What needs to be done => The line containing "import React from" marks the end: extract everything from the first line of the data through that line, exactly, with no pictures.

BEGIN Data segment

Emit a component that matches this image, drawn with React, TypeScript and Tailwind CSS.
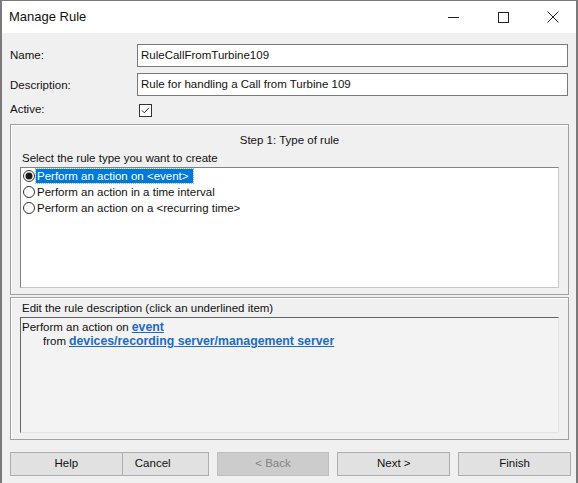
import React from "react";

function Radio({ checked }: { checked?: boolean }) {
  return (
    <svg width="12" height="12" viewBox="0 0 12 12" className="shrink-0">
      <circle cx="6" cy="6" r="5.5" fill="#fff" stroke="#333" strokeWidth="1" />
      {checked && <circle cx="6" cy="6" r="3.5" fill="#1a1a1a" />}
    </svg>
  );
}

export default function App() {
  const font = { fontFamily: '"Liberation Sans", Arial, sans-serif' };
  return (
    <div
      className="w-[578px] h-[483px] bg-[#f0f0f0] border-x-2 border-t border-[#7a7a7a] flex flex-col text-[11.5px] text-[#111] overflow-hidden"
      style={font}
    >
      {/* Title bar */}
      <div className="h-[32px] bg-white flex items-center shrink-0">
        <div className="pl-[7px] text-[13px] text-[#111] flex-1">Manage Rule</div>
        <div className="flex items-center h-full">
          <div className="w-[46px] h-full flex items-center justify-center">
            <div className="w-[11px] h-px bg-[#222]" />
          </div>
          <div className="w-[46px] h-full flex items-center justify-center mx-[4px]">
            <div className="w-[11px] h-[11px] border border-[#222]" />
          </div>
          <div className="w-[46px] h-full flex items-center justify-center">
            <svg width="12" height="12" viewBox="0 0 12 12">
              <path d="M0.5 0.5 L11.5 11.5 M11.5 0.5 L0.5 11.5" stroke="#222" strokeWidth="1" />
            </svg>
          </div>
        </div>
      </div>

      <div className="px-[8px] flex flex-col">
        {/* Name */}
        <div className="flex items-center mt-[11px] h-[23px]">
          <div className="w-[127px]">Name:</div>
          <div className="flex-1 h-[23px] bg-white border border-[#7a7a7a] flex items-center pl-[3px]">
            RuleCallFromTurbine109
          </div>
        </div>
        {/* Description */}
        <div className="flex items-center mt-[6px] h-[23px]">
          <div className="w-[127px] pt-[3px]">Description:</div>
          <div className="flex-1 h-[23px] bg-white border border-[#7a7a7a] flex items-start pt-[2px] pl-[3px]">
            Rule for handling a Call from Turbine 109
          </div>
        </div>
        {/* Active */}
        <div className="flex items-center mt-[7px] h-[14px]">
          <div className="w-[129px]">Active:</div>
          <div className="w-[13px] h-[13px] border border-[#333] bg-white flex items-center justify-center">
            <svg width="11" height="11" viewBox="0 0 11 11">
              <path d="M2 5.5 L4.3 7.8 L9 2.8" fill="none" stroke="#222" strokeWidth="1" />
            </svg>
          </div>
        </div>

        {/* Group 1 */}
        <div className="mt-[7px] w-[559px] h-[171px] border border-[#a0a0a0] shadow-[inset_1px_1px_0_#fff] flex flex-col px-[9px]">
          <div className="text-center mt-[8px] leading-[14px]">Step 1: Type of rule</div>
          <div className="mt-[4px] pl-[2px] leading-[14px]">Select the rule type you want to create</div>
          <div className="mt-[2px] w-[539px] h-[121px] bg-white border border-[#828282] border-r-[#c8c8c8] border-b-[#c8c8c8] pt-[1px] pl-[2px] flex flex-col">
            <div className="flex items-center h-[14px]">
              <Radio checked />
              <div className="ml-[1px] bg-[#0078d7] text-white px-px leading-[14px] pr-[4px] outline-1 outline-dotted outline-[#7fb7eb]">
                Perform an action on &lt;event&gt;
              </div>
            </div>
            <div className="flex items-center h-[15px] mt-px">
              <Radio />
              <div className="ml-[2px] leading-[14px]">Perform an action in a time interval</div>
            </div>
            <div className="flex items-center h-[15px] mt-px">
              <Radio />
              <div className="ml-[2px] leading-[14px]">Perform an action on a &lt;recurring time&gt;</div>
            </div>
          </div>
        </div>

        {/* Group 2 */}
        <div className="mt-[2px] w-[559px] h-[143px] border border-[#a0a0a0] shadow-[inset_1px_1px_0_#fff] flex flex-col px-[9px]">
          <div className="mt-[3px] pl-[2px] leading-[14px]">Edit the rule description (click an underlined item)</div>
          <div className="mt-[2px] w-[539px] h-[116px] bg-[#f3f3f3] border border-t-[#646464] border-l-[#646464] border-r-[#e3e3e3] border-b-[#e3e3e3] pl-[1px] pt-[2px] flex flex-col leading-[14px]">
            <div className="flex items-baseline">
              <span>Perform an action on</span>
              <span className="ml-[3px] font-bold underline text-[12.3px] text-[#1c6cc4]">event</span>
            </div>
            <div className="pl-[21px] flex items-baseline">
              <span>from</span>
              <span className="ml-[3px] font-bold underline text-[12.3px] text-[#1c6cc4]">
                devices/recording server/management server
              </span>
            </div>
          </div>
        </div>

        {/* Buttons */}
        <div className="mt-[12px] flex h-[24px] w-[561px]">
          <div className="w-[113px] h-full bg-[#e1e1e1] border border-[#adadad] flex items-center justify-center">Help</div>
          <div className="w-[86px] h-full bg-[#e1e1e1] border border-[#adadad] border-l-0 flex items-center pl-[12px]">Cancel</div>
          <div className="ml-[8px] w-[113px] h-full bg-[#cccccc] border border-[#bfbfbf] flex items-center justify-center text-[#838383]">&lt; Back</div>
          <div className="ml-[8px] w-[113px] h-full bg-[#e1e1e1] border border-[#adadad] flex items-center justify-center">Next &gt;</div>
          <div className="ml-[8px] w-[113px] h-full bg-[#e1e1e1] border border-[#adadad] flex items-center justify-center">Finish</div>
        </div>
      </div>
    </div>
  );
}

END Data segment

Response to this task =>
Emit a component that matches this image, drawn with React, TypeScript and Tailwind CSS.
import React from "react";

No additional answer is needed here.